WORK REQUIRED |
Take the lines from the head of the listing through the one bearing "const [on, setOn] = useState(false);" and copy them exactly, leaving every picture out.

SOURCE MATERIAL |
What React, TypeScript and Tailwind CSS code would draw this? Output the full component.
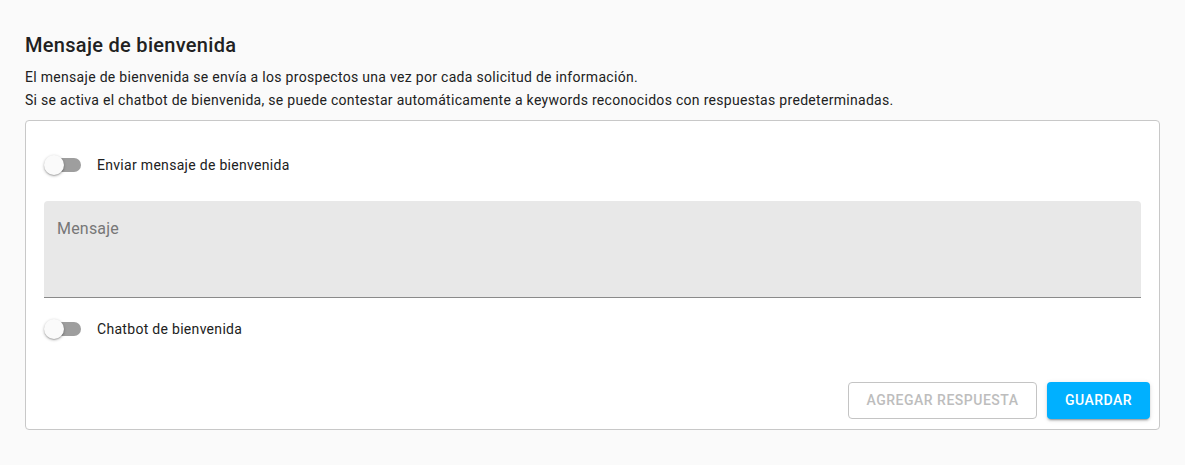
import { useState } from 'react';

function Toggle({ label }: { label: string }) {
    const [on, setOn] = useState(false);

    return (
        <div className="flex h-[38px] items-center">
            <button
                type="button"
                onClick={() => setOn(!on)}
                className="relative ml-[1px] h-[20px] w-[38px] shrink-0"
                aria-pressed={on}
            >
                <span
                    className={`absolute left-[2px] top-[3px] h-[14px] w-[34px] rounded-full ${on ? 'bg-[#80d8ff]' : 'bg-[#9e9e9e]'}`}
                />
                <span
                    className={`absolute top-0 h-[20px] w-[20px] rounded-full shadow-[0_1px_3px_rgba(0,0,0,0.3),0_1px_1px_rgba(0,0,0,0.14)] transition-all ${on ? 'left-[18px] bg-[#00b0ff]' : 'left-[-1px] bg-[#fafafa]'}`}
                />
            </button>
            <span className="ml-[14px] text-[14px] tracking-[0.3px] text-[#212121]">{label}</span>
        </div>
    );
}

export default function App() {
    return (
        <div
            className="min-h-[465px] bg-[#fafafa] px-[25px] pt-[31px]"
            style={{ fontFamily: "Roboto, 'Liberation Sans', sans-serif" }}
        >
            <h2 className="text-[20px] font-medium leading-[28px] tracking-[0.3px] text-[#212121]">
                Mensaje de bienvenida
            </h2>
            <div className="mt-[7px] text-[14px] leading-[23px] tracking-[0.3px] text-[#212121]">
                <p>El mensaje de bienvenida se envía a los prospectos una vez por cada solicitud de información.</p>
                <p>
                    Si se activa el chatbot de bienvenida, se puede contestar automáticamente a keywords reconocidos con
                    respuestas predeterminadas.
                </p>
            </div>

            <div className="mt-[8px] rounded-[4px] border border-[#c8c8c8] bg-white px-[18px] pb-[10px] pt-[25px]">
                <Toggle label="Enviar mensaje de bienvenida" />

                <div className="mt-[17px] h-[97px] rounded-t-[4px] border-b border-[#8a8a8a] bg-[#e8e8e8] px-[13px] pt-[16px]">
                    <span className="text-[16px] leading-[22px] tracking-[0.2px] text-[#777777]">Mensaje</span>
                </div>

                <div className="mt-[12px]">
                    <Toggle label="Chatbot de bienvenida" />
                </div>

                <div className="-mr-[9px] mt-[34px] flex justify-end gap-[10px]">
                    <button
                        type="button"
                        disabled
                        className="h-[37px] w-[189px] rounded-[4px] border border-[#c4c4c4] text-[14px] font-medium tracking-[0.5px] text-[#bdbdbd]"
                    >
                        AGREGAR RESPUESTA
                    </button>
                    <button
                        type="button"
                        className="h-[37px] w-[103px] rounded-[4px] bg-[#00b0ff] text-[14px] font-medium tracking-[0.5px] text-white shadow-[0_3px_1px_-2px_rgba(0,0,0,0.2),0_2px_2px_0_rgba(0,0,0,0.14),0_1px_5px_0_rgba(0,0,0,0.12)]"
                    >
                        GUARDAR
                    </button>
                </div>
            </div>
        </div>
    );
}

CORRECT ANSWER |
What React, TypeScript and Tailwind CSS code would draw this? Output the full component.
import { useState } from 'react';

function Toggle({ label }: { label: string }) {
    const [on, setOn] = useState(false);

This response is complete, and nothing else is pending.